## PROBLEM
Make an exact copy of the records, with the pictures left out.

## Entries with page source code
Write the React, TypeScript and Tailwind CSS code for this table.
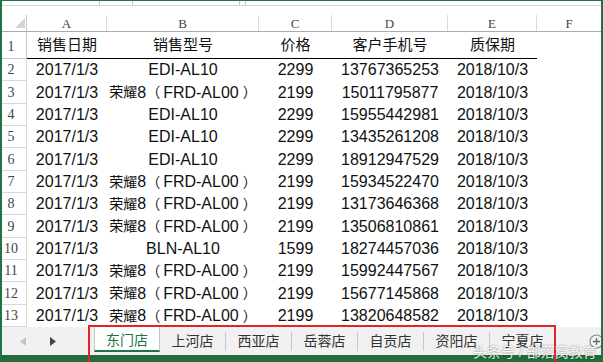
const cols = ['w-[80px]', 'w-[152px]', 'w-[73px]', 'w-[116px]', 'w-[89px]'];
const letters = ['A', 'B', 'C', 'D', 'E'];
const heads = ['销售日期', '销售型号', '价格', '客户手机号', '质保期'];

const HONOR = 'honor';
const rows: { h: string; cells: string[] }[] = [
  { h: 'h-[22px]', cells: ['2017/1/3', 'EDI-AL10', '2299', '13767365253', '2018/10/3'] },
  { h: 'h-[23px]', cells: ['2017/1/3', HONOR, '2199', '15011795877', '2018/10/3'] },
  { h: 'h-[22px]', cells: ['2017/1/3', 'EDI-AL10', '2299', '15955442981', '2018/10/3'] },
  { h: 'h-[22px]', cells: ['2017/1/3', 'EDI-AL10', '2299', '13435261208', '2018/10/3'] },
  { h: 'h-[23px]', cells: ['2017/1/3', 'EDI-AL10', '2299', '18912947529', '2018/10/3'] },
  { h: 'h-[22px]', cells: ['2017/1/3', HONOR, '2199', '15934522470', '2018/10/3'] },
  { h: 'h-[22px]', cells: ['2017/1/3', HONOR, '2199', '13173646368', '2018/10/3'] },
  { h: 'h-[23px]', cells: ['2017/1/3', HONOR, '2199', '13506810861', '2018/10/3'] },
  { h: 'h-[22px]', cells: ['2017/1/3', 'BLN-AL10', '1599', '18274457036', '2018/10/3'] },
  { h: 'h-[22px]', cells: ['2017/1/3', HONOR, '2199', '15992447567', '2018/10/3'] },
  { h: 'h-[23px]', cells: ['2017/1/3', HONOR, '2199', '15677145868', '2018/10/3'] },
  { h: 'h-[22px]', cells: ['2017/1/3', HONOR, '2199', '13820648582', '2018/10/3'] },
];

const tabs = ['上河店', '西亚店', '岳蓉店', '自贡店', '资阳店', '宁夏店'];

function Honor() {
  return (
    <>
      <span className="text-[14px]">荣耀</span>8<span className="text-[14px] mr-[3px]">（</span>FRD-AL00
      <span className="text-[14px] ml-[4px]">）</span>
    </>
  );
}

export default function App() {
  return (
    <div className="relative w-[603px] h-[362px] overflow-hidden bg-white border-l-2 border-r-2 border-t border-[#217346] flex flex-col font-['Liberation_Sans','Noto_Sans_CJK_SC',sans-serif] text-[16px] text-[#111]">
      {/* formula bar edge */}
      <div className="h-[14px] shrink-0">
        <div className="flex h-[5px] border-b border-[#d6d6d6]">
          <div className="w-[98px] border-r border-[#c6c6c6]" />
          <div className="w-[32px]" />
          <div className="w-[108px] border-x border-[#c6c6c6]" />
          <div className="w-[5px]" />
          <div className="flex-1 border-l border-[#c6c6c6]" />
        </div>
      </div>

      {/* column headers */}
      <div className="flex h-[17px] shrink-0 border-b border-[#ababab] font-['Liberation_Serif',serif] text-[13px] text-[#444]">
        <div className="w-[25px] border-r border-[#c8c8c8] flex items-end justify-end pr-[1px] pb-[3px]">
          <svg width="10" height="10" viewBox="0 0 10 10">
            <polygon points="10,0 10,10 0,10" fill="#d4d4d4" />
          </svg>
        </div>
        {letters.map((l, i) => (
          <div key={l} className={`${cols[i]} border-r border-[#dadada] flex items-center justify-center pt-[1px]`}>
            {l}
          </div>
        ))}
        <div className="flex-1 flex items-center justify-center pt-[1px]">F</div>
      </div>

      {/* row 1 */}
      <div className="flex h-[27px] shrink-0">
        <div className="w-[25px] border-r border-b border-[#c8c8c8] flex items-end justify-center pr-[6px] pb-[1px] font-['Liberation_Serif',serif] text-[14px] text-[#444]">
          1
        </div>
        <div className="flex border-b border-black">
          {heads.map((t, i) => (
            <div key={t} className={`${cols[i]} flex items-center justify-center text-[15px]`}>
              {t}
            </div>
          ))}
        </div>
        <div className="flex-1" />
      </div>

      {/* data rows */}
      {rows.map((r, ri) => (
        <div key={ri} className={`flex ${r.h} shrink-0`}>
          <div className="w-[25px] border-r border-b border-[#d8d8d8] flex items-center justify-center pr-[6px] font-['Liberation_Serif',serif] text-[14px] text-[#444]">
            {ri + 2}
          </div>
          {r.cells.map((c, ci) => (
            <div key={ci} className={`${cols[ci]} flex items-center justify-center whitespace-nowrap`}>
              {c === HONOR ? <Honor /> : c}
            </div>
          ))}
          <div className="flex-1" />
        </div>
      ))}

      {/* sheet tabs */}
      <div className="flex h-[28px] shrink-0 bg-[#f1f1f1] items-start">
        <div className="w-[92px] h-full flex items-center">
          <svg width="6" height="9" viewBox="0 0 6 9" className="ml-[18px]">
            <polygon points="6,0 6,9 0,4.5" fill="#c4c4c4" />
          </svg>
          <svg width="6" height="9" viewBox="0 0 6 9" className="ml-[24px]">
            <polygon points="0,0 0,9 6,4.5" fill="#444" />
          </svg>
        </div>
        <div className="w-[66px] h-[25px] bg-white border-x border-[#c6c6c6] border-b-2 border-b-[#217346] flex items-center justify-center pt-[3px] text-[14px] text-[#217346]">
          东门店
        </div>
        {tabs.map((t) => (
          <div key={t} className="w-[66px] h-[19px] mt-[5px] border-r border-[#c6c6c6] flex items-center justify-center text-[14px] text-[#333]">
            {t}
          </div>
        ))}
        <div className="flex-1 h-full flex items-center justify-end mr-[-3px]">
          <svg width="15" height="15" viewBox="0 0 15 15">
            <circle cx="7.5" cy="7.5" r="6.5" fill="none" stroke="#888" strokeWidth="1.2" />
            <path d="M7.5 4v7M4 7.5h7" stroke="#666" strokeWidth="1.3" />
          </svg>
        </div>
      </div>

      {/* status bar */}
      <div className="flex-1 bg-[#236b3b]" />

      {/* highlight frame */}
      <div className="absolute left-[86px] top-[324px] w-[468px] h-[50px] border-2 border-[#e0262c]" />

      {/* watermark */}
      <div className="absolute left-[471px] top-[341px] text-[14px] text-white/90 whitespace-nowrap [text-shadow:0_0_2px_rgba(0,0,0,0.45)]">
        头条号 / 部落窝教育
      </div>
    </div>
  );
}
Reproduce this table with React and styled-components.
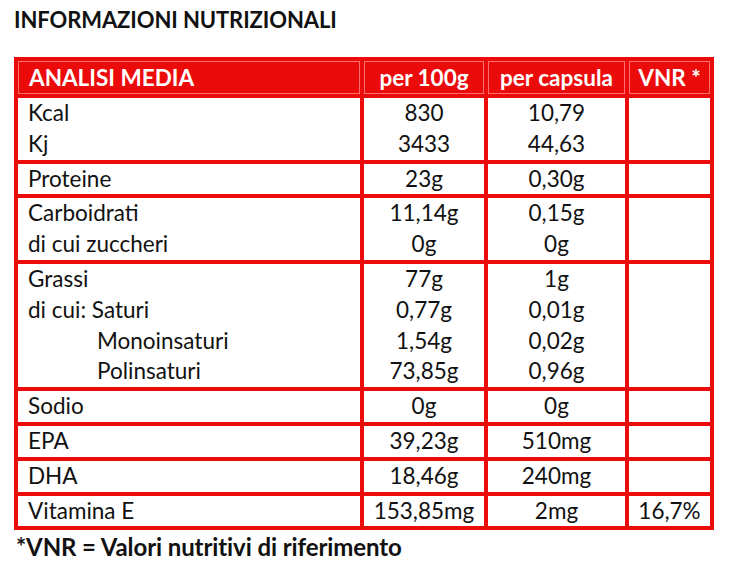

## OUTPUT
Write the React, TypeScript and Tailwind CSS code for this table.
const cols = ['w-[80px]', 'w-[152px]', 'w-[73px]', 'w-[116px]', 'w-[89px]'];
const letters = ['A', 'B', 'C', 'D', 'E'];
const heads = ['销售日期', '销售型号', '价格', '客户手机号', '质保期'];

const HONOR = 'honor';
const rows: { h: string; cells: string[] }[] = [
  { h: 'h-[22px]', cells: ['2017/1/3', 'EDI-AL10', '2299', '13767365253', '2018/10/3'] },
  { h: 'h-[23px]', cells: ['2017/1/3', HONOR, '2199', '15011795877', '2018/10/3'] },
  { h: 'h-[22px]', cells: ['2017/1/3', 'EDI-AL10', '2299', '15955442981', '2018/10/3'] },
  { h: 'h-[22px]', cells: ['2017/1/3', 'EDI-AL10', '2299', '13435261208', '2018/10/3'] },
  { h: 'h-[23px]', cells: ['2017/1/3', 'EDI-AL10', '2299', '18912947529', '2018/10/3'] },
  { h: 'h-[22px]', cells: ['2017/1/3', HONOR, '2199', '15934522470', '2018/10/3'] },
  { h: 'h-[22px]', cells: ['2017/1/3', HONOR, '2199', '13173646368', '2018/10/3'] },
  { h: 'h-[23px]', cells: ['2017/1/3', HONOR, '2199', '13506810861', '2018/10/3'] },
  { h: 'h-[22px]', cells: ['2017/1/3', 'BLN-AL10', '1599', '18274457036', '2018/10/3'] },
  { h: 'h-[22px]', cells: ['2017/1/3', HONOR, '2199', '15992447567', '2018/10/3'] },
  { h: 'h-[23px]', cells: ['2017/1/3', HONOR, '2199', '15677145868', '2018/10/3'] },
  { h: 'h-[22px]', cells: ['2017/1/3', HONOR, '2199', '13820648582', '2018/10/3'] },
];

const tabs = ['上河店', '西亚店', '岳蓉店', '自贡店', '资阳店', '宁夏店'];

function Honor() {
  return (
    <>
      <span className="text-[14px]">荣耀</span>8<span className="text-[14px] mr-[3px]">（</span>FRD-AL00
      <span className="text-[14px] ml-[4px]">）</span>
    </>
  );
}

export default function App() {
  return (
    <div className="relative w-[603px] h-[362px] overflow-hidden bg-white border-l-2 border-r-2 border-t border-[#217346] flex flex-col font-['Liberation_Sans','Noto_Sans_CJK_SC',sans-serif] text-[16px] text-[#111]">
      {/* formula bar edge */}
      <div className="h-[14px] shrink-0">
        <div className="flex h-[5px] border-b border-[#d6d6d6]">
          <div className="w-[98px] border-r border-[#c6c6c6]" />
          <div className="w-[32px]" />
          <div className="w-[108px] border-x border-[#c6c6c6]" />
          <div className="w-[5px]" />
          <div className="flex-1 border-l border-[#c6c6c6]" />
        </div>
      </div>

      {/* column headers */}
      <div className="flex h-[17px] shrink-0 border-b border-[#ababab] font-['Liberation_Serif',serif] text-[13px] text-[#444]">
        <div className="w-[25px] border-r border-[#c8c8c8] flex items-end justify-end pr-[1px] pb-[3px]">
          <svg width="10" height="10" viewBox="0 0 10 10">
            <polygon points="10,0 10,10 0,10" fill="#d4d4d4" />
          </svg>
        </div>
        {letters.map((l, i) => (
          <div key={l} className={`${cols[i]} border-r border-[#dadada] flex items-center justify-center pt-[1px]`}>
            {l}
          </div>
        ))}
        <div className="flex-1 flex items-center justify-center pt-[1px]">F</div>
      </div>

      {/* row 1 */}
      <div className="flex h-[27px] shrink-0">
        <div className="w-[25px] border-r border-b border-[#c8c8c8] flex items-end justify-center pr-[6px] pb-[1px] font-['Liberation_Serif',serif] text-[14px] text-[#444]">
          1
        </div>
        <div className="flex border-b border-black">
          {heads.map((t, i) => (
            <div key={t} className={`${cols[i]} flex items-center justify-center text-[15px]`}>
              {t}
            </div>
          ))}
        </div>
        <div className="flex-1" />
      </div>

      {/* data rows */}
      {rows.map((r, ri) => (
        <div key={ri} className={`flex ${r.h} shrink-0`}>
          <div className="w-[25px] border-r border-b border-[#d8d8d8] flex items-center justify-center pr-[6px] font-['Liberation_Serif',serif] text-[14px] text-[#444]">
            {ri + 2}
          </div>
          {r.cells.map((c, ci) => (
            <div key={ci} className={`${cols[ci]} flex items-center justify-center whitespace-nowrap`}>
              {c === HONOR ? <Honor /> : c}
            </div>
          ))}
          <div className="flex-1" />
        </div>
      ))}

      {/* sheet tabs */}
      <div className="flex h-[28px] shrink-0 bg-[#f1f1f1] items-start">
        <div className="w-[92px] h-full flex items-center">
          <svg width="6" height="9" viewBox="0 0 6 9" className="ml-[18px]">
            <polygon points="6,0 6,9 0,4.5" fill="#c4c4c4" />
          </svg>
          <svg width="6" height="9" viewBox="0 0 6 9" className="ml-[24px]">
            <polygon points="0,0 0,9 6,4.5" fill="#444" />
          </svg>
        </div>
        <div className="w-[66px] h-[25px] bg-white border-x border-[#c6c6c6] border-b-2 border-b-[#217346] flex items-center justify-center pt-[3px] text-[14px] text-[#217346]">
          东门店
        </div>
        {tabs.map((t) => (
          <div key={t} className="w-[66px] h-[19px] mt-[5px] border-r border-[#c6c6c6] flex items-center justify-center text-[14px] text-[#333]">
            {t}
          </div>
        ))}
        <div className="flex-1 h-full flex items-center justify-end mr-[-3px]">
          <svg width="15" height="15" viewBox="0 0 15 15">
            <circle cx="7.5" cy="7.5" r="6.5" fill="none" stroke="#888" strokeWidth="1.2" />
            <path d="M7.5 4v7M4 7.5h7" stroke="#666" strokeWidth="1.3" />
          </svg>
        </div>
      </div>

      {/* status bar */}
      <div className="flex-1 bg-[#236b3b]" />

      {/* highlight frame */}
      <div className="absolute left-[86px] top-[324px] w-[468px] h-[50px] border-2 border-[#e0262c]" />

      {/* watermark */}
      <div className="absolute left-[471px] top-[341px] text-[14px] text-white/90 whitespace-nowrap [text-shadow:0_0_2px_rgba(0,0,0,0.45)]">
        头条号 / 部落窝教育
      </div>
    </div>
  );
}
Reproduce this table with React and styled-components.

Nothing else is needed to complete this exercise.